Understanding which tool applies to which situation, what each tool produces, and how to interpret results is crucial exam knowledge. Flashcards work exceptionally well for learning these frameworks because you need to memorize characteristics, purposes, and applications for rapid recall during the exam.
Practical Study Tips for Mastering Stakeholder Management
Preparing for the stakeholder management section of the PMP exam requires strategic studying that goes beyond simply reading the PMBOK Guide. PMP questions test both knowledge of definitions and ability to apply concepts to realistic scenarios.
Building Your Flashcard Strategy
Start with foundational definitions such as stakeholder, power, interest, influence, salience, and engagement level. Create flashcards for exact definitions to ensure quick recall.

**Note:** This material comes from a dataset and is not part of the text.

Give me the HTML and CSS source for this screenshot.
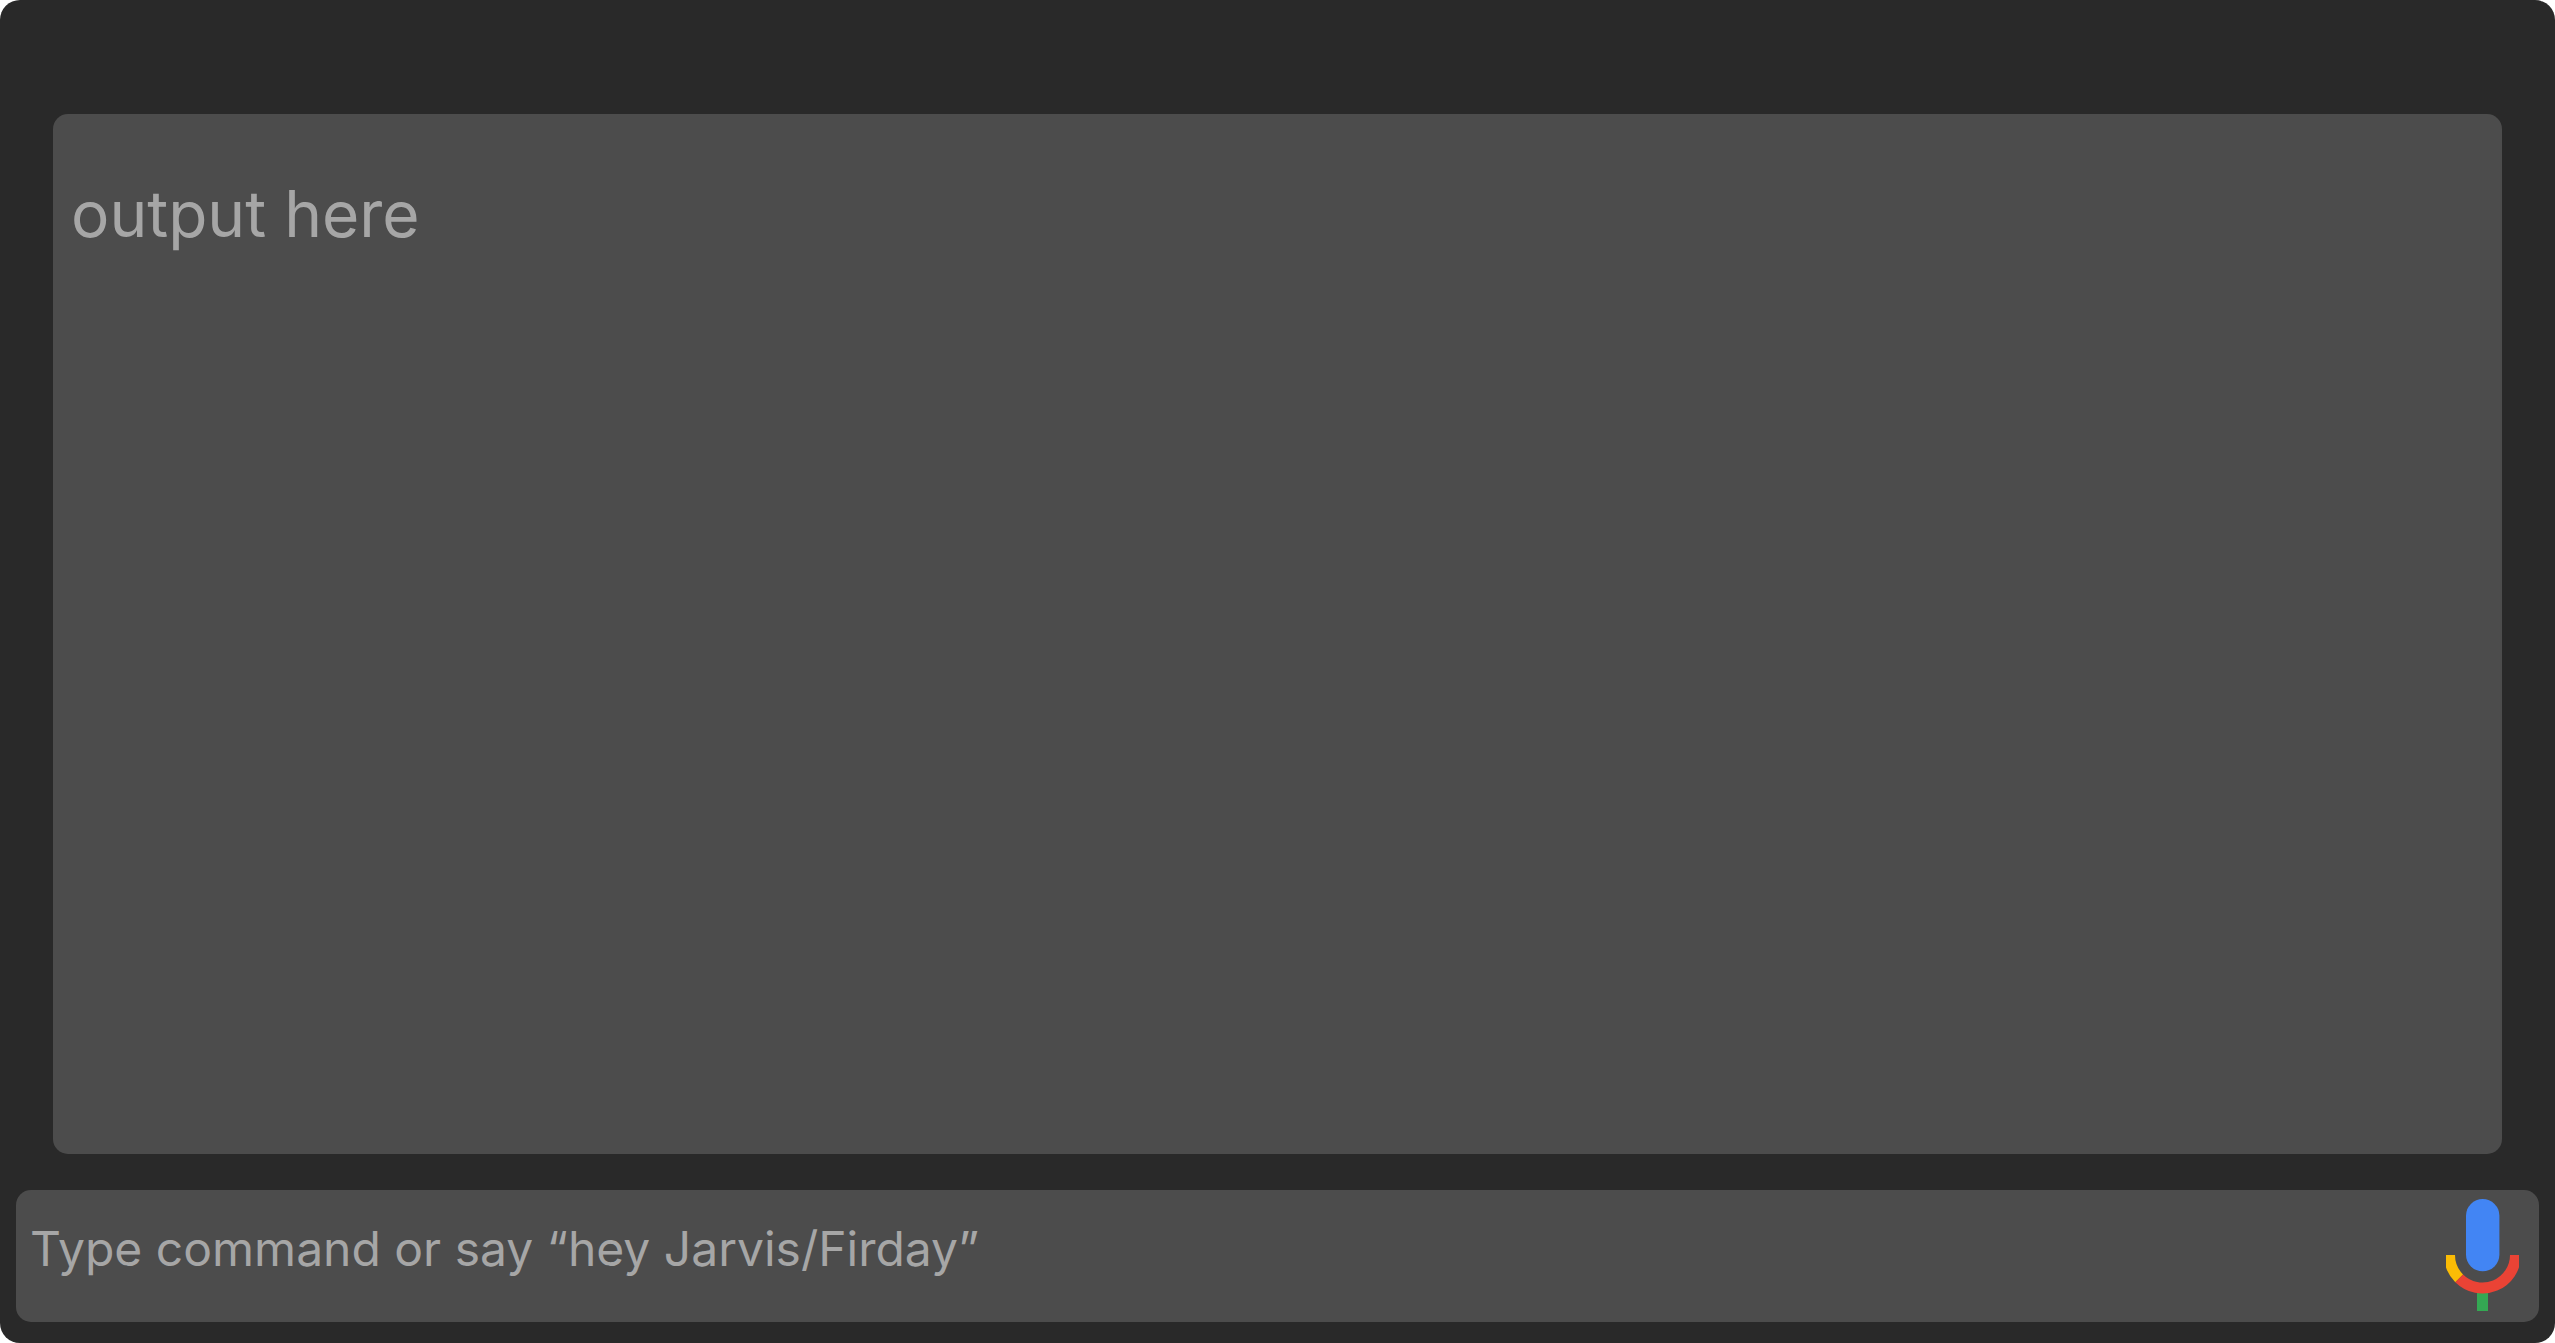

Next, develop scenario-based flashcards that present a project situation and ask you to identify the appropriate stakeholder management response. Examples include identifying which Power/Interest Grid quadrant a stakeholder belongs in or which engagement strategy would be most effective.
Deepening Your Knowledge
Group related concepts together in your flashcard deck to build conceptual understanding. Specifically group all frameworks together or all stakeholder analysis techniques. Practice distinguishing between similar concepts that frequently appear together in PMP questions:
- Power/Interest Grid versus Salience Model
- Stakeholder Identification versus Stakeholder Analysis
- Engagement Planning versus Engagement Management
- Different conflict resolution approaches
Create comparison flashcards explicitly addressing common confusions. Study the PMBOK Guide's process descriptions and inputs/outputs for each stakeholder management process. Take practice exams specifically focused on stakeholder management questions. Join study groups to discuss real-world stakeholder scenarios and how PMP frameworks would apply, deepening your understanding beyond memorization.